Esposito was too shrewd to become directly involved in the bootlegging operations, so he worked always with the factor of safety in mind. So besides having strong and deep political involvement and of course connections in very high places, Esposito also had a small group of gangsters and bodyguards around him, including his brother Sam Esposito, the Varchetti brothers Ralph and Joe, Joe Montano, Philip Leonatti, Frank DeLourentis, John Tucillo and Tony Volpe. And so Esposito wasn’t a guy who wanted to hang around with small time hoodlums so he had the pleasure to give that job to his peers.

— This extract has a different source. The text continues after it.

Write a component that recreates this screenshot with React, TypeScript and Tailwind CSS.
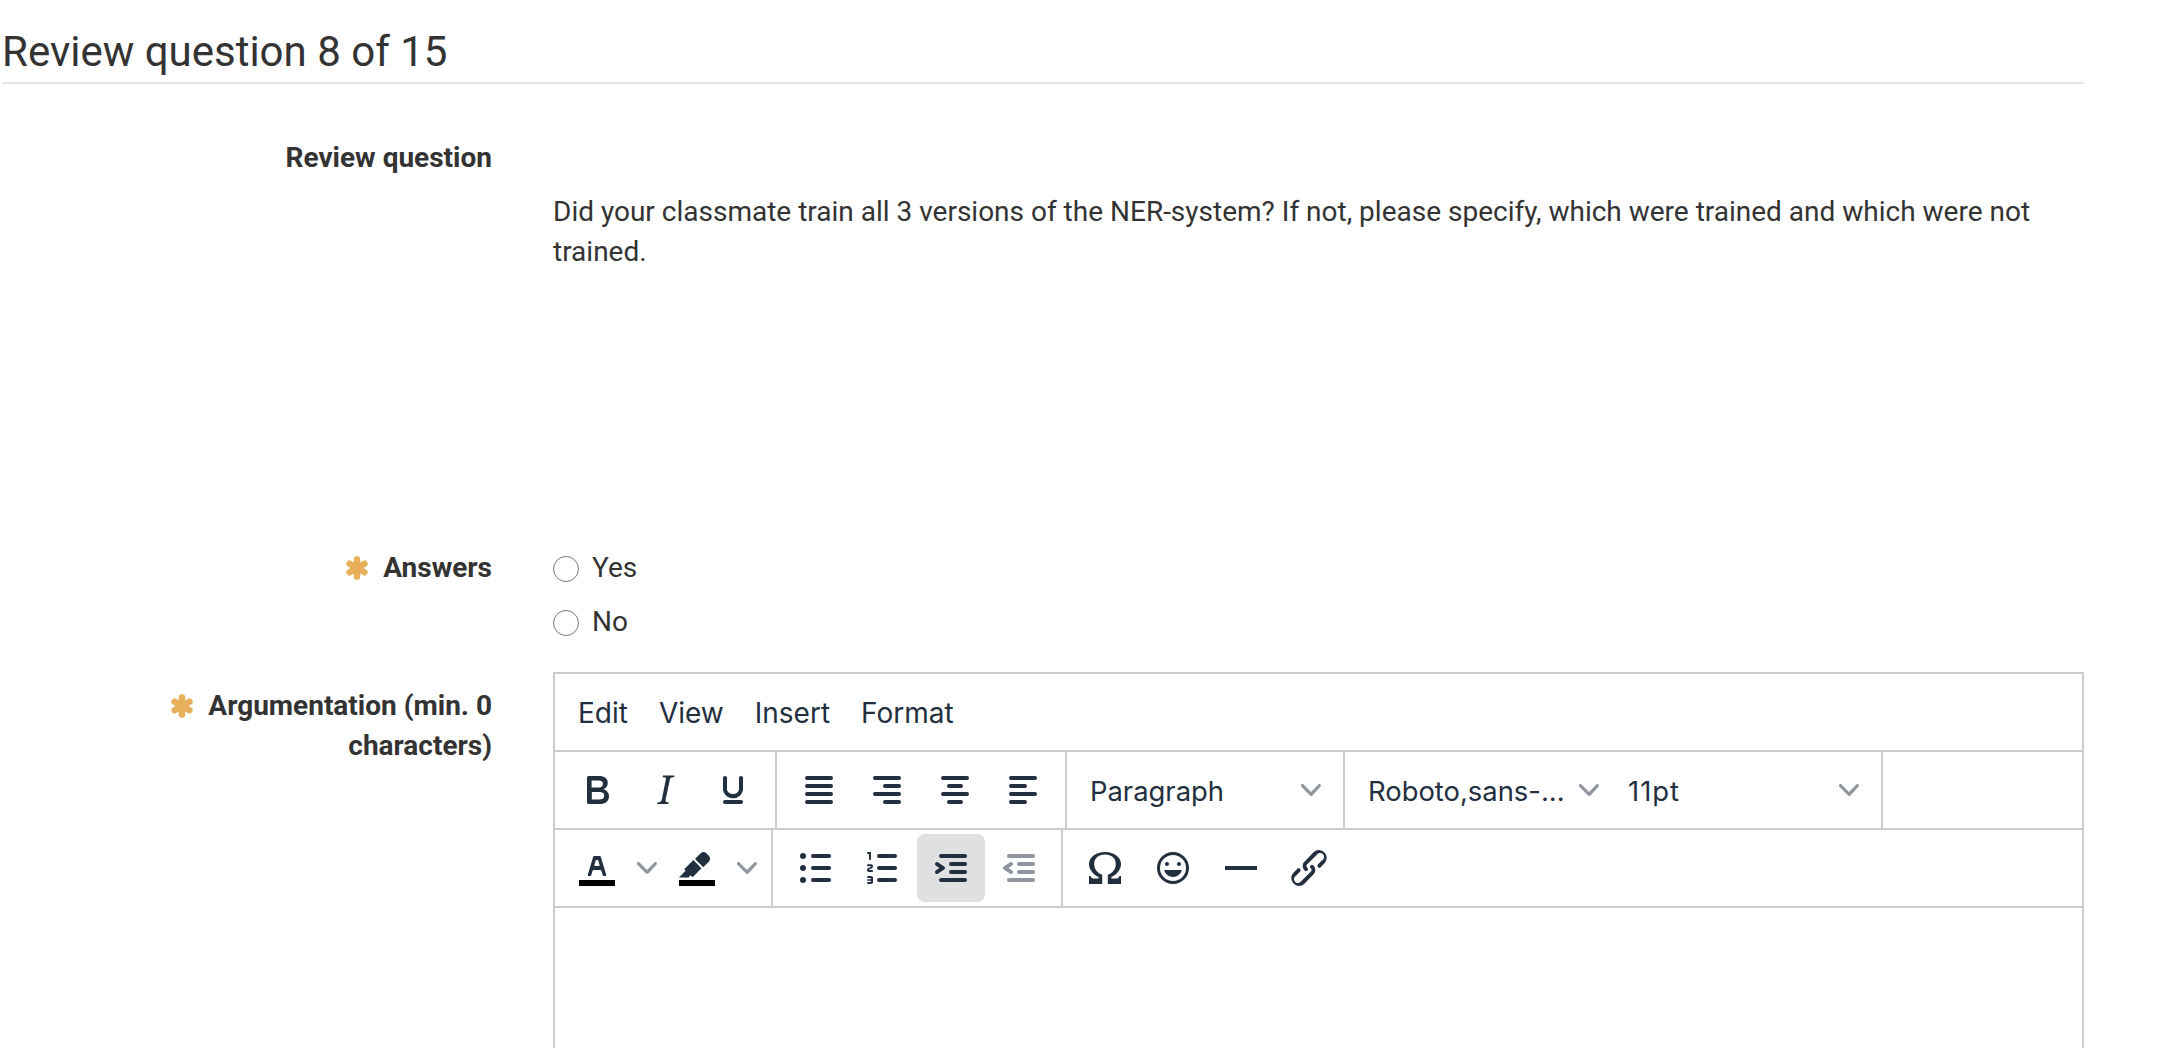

Volpe was the main manager of the Bella Napoli and was a very close friend with De Lucia but besides that, he was also considered Public Enemy #2. Volpe was born in Argentina by Italian parents and later came to the U.S. First he started up in New York and then got “imported” and rose through the ranks of Chicago’s underworld. According to some sources, Volpe was the guy who introduced De Lucia to another “import” from New York and future “colleague” of his, Louis Campagna. In fact, Volpe was the main guy who introduced De Lucia to high level members from the Torrio gang and other crime groups. By 1924, Volpe and De Lucia were involved in reproduction and selling of counterfeit war savings stamps, or in plane words, they controlled a $500,000 a year racket by selling fake stamps. Once the cops arrested Volpe regarding the racket, later he was taken to a trail, pleaded guilty and the Judge sentenced him to 20 or 30 days in jail, which was ridiculous. If Volpe and De Lucia really often made each other company, then Volpe introduced De Lucia to quite “interesting faces” such as Daniel Serritella, city sealer of Chicago, or Alderman Albert Prignano or even Jewish “businessman” and pimp from the Near South Side Jake Guzik. In fact, I believe that Volpe played quite a major role in De Lucia’s start in Chicago’s underworld.